Economic migrants to Quebec will have to be able to speak and write French, Premier François Legault announced Thursday, saying he has a responsibility to protect the province’s francophone identity.
Unveiling the strict language requirements at a National Assembly press conference, Mr. Legault said the move was a bid to halt the decline in French in Quebec.
“In the last 10, 15, 20 years, we see the percentage of people speaking French is decreasing so we have to do something,” he said. “I think it’s important that we request that they speak French before being accepted.”
All but economic immigrants with exceptional talents or a unique expertise, who might include doctors, will be subject to the language bar to entry, he said.
Currently migration is based on a points-based system, recognizing skills and qualifications, with extra credit for speaking French.
Hady Anne, Quebec spokesman for Solidarity Across Borders, which represents migrants, said the new policy could restrict the number of skilled migrant workers Quebec businesses have been calling for. He said the province should work on retaining francophone migrants already working there and those who have learned French since arriving.
“A lot of migrants are not attracted by Quebec. They come here and move to other provinces because they have a negative experience there,” he said. “They should give migrants a chance to show their skills and then develop a love for the language.”
Mr. Legault revealed he is also considering increasing the province’s annual target of 50,000 immigrants a year to 60,000 by 2027. He said he was launching a consultation on keeping the current 50,000 target or raising it incrementally, and wanted to hear what Quebeckers, including experts, thought.
The announcement is a departure from his position during the provincial election last fall. During a debate on immigration targets, Mr. Legault said it would be “a bit suicidal” for Quebec to welcome more than 50,000 immigrants a year because it would make it difficult to properly integrate newcomers and teach them French. The comment provoked a backlash from the opposition Liberals and Québec solidaire during the campaign.
He said Quebec has full control over choosing economic migrants, who account for 65 per cent of newcomers to the province.
“In the future – this is the first time we’ve done this in the history of Quebec – to be eligible to make an application to emigrate to Quebec you will have to have a proficiency in French,” Mr.

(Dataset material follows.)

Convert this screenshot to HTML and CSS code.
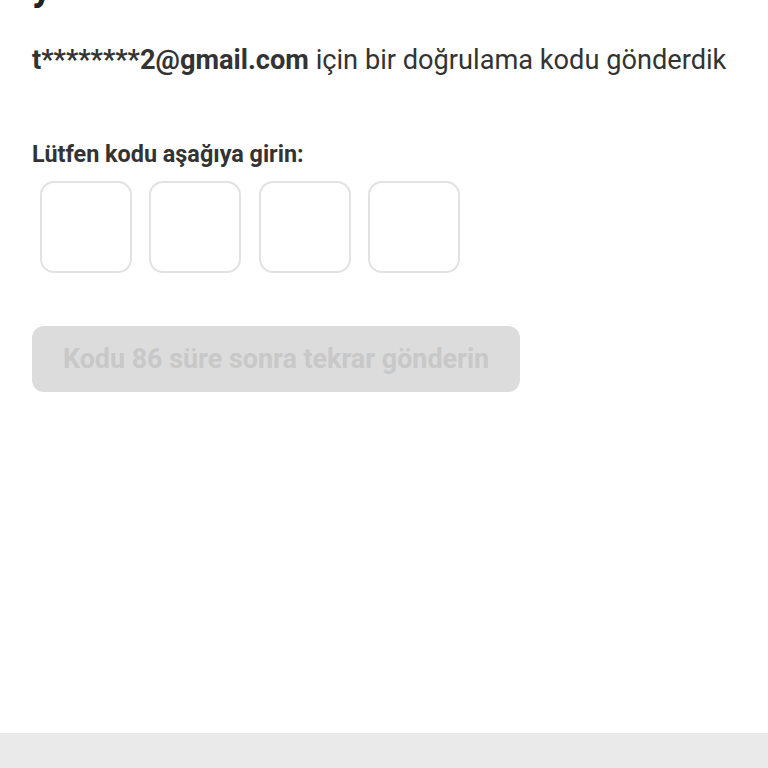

Legault said.
He said his Coalition Avenir Québec government will reverse the decline in French “and when I retire I’ll be very proud of that.”
“We will be able to actually stop the decline of French,” he said. “We’ll be able to make sure that our kids and our grandkids are able to continue to live in a French-speaking Quebec.”
He said the French language is “the heart” of the Quebec nation. Some former Quebec governments had not been demanding enough in insisting that newcomers have a knowledge of the language.
“Unfortunately since many years now we see the percentage of francophones in Quebec decreasing,” he said. “In fact, on the island of Montreal right now we’re at 48 per cent of francophones at home, so I think that if we want to make sure long term that we still speak French in Quebec, it’s important that we stop this decrease and start seeing an increase in percentage of francophones.”
He said it would be possible for people without French as a first language, such as Spanish speakers from South America, to qualify for entry if they learn French before applying to move to Quebec. The province is to carry out a recruitment drive in francophone countries and Latin America to attract skilled economic migrants.
Earlier this month, the Quebec Premier rejected Prime Minister Justin Trudeau’s plan to allow 500,000 permanent immigrants to settle in Canada by 2025.
Mr. Legault said there would be “no question” of Quebec accepting such a big number, saying it is important to properly integrate and house immigrants.
The Quebec legislature adopted a motion declaring Ottawa’s plan incompatible with protecting French in Quebec. The motion said that “it is up to Quebec alone to make its own choices” on immigration.